One of the techniques that she argues should be used more often and would have greater impact is requiring companies to admit to facts in settlement agreements. As most compliance practitioners know, the SEC has, in the past, allowed companies to settle without admitting or denying the findings which are the basis for the enforcement actions. Generally the SEC has supported this position arguing that by doing so this helps it “avoid costly, time-consuming litigation that would tax already-stretched resources.” In addition to time-consuming trials, there is always the possibility that the SEC could lose at trial. Further, by having quicker settlements, more victims would be getting restitution faster.
But Morgenson argues that a no-admission settlement does not really qualify as a punishment. In addition to having no precedential value going forward, because there are no facts admitted, she maintains that even the financial penalties are meaningless. This is because ultimately the fines and penalties are paid by the shareholders or the company’s insurance carrier. Such situations are “not much of a deterrent.”
Morgenson points out that Preet Bharara, the United States Attorney for the Southern District of New York, who was hired by Mrs. White when she ran the office, “has made it a priority to require admissions from defendants in civil fraud cases” brought by his office. Bharara has stated that “Such admissions are a way to hold defendants accountable, as well as being an important part of the public record.” By public record, Bharara means that plaintiffs can then use those admissions in shareholder derivative actions against corporations in tag along law suits. Do you think that the plaintiffs’ bar will be salivating over that prospect?
Morgenson discussed several reasons for the reluctance of the SEC to require such admissions of fact. The first and foremost is that you have to be ready, willing and able to go to trial. Bharara handles this in the Southern District with the following comment, “We’re not in the business of bluffing. When people know you’re not bluffing, they come to the table.” However, the SEC itself may not have this same attitude. Morgenson notes that “It won’t be easy to change the mind-set at the S.E.C. from one that regularly allows defendants to avoid culpability.” Other federal agencies such as the Federal Trade Commission also allow corporations to settle civil enforcement actions while not admitting to any facts.
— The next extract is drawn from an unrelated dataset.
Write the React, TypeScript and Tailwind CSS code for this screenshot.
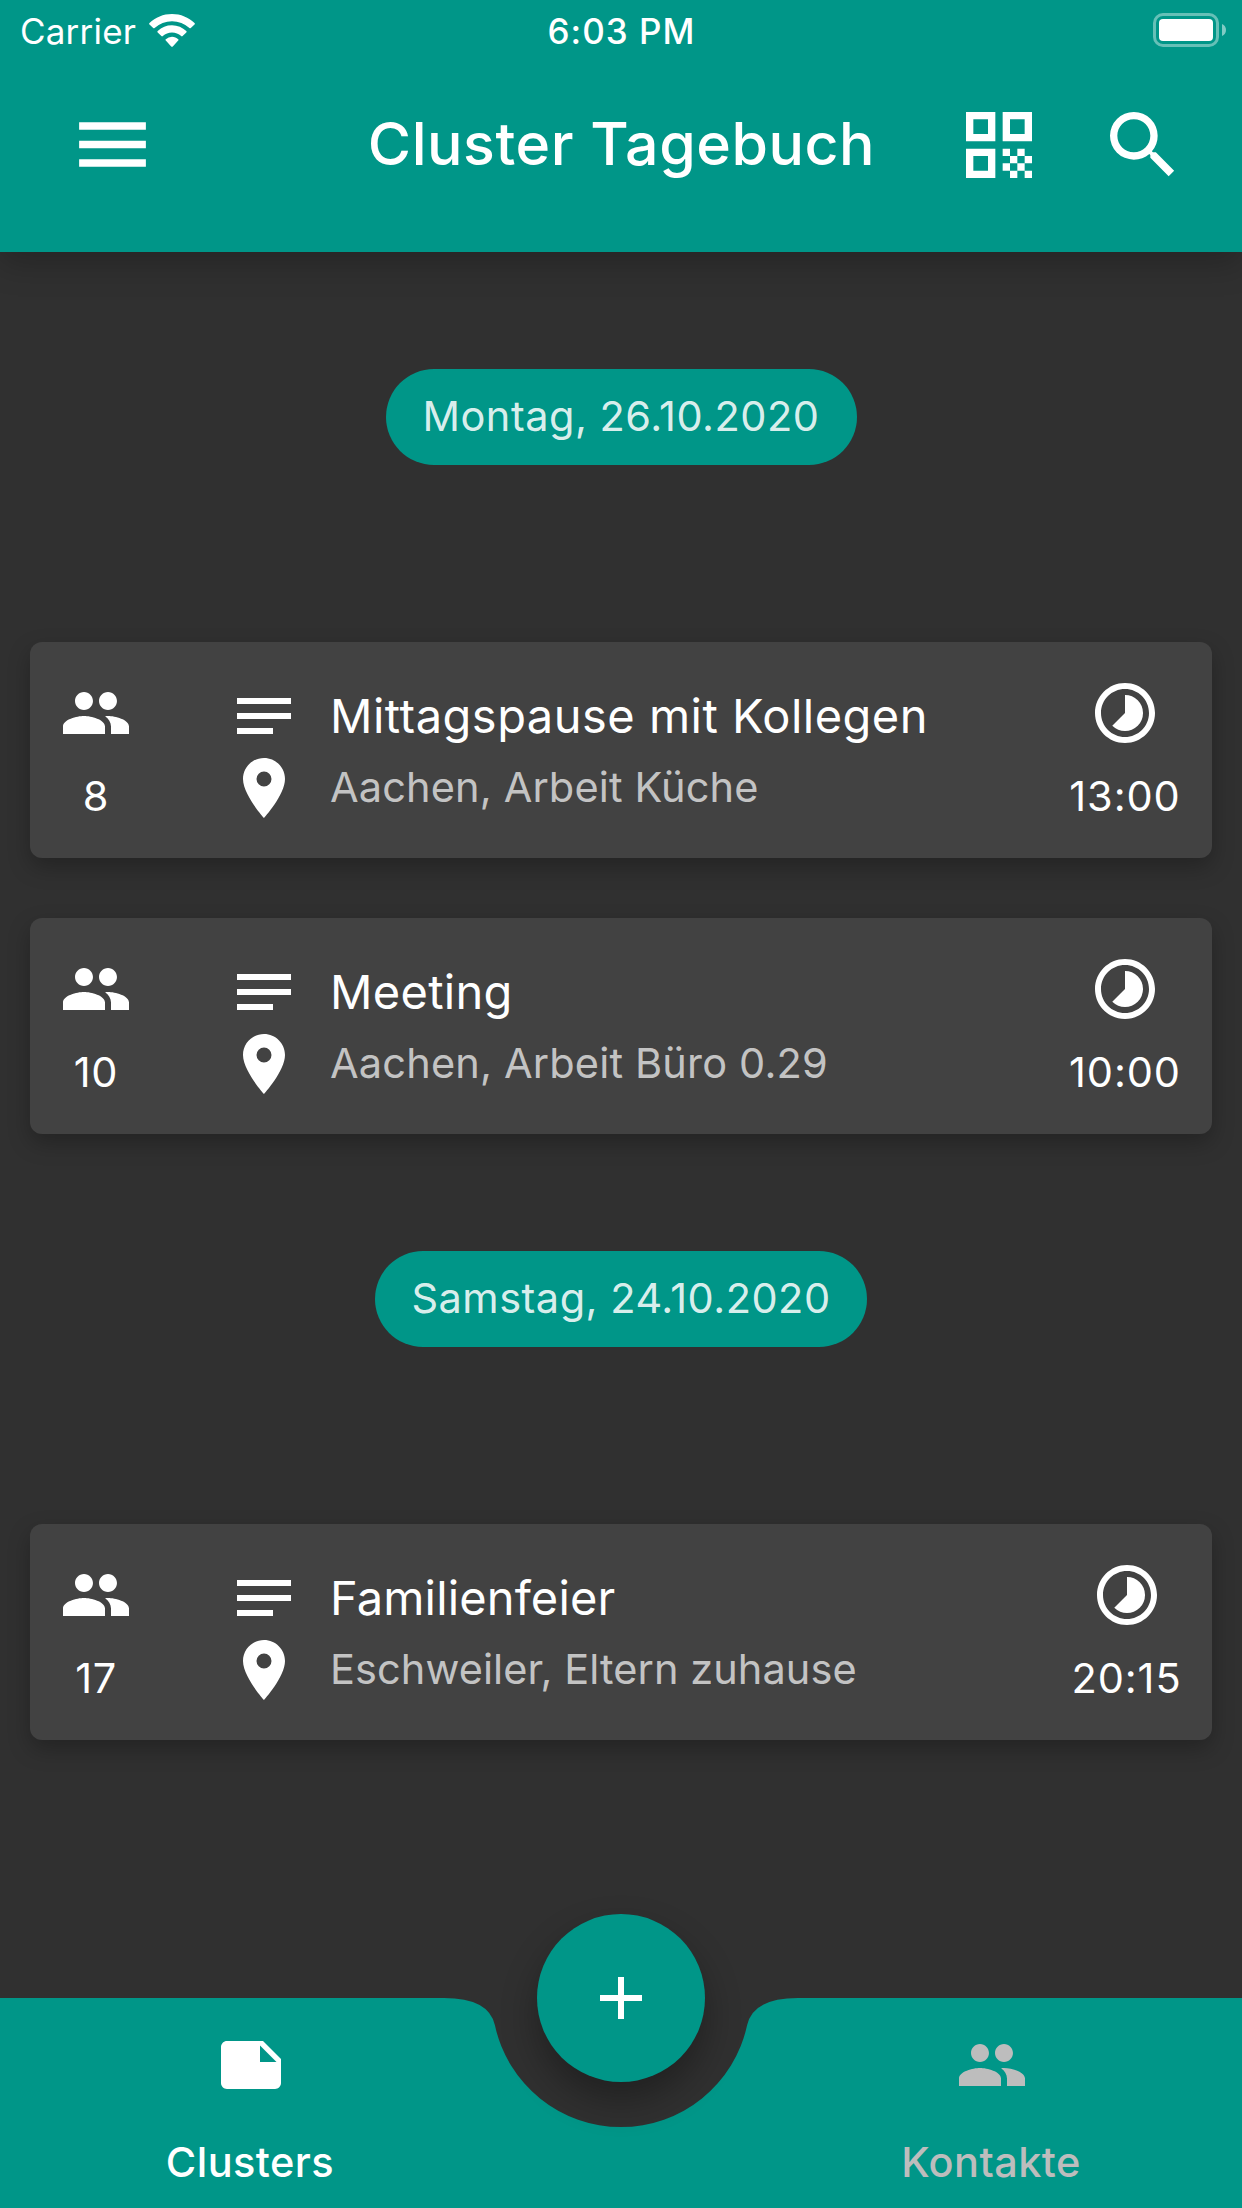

Morgenson acknowledges that it will not be easy for the SEC to change its philosophy. Further, defendants will probably fight this change tooth and nail because they know that the cost of any settlement will increase exponentially if they make such admissions. The aforementioned plaintiffs’ bar will be waiting to jump on any corporations which make such settlements. Morgenson quotes William F. Gavin, Secretary of the commonwealth of Massachusetts and its securities regulator, who admitted that negotiating admissions of liability is challenging due to the fact that the cost of settlements will go up. His response, “Well, that’s kind of the idea – you did something wrong, you should be liable. You’re not going to change practices or behavior if there’s no penalty associated with it.”
Federal judges have also begun to question the use of SEC no-admission settlements. There is the quite well known example of Judge Rakoff and his initial rejection of the Citigroup settlement. A couple of other federal judges also initially rejected no-admission settlements but did so on the grounds that there was not enough evidence to enforce an injunction if there was a breach of the settlement by the defendant. Their concerns were addressed and they all eventually signed off on the SEC settlements. Now, however, Judge Richard Leon has rejected a SEC settlement with IBM, for FCPA books and records violations, as Judge Leon wanted IBM to report to the SEC if it sustained a FCPA violation going forward. IBM, with the SEC standing at its side on this point, said that to do so would be “too burdensome.” Judge Leon has set a hearing date of February 4, 2013 for IBM to present evidence of how they plan to collect the data to show that it is too burdensome. If IBM cannot do so, Judge Leon may well not approve the no-admission settlement.
Morgenson clearly wants Mary Jo White to engage in more and greater enforcement of financial fraud cases. She does not speak to FCPA cases specifically so it is not clear on whether her desire would also include FCPA books and records enforcement actions brought by the SEC when there is no criminal case brought by the Department of Justice (DOJ). However, if no-admission enforcement actions are no longer the norm in SEC financial fraud or other securities actions, this will probably also bleed over into FCPA actions. Judge Leon’s challenge to IBM and to the SEC may also portend an increasingly active judiciary which may delve into the substance of any FCPA settlement agreement with the SEC.
So for you New Yorkers out there, or any of you travelling through New York, I would suggest that the next time that you go through Grand Central Station look up with some wonder and awe at one of the true architectural marvels of the city. You may not do so as I did the first time I went through it but still take a few minutes to think that it was headed for the wrecking ball back in the 1970s, scheduled to be replaced by a skyscraper. Morgenson argues that the SEC should become more aggressive in its prosecution of financial fraud and with her prosecutorial background the agency may well be headed that way.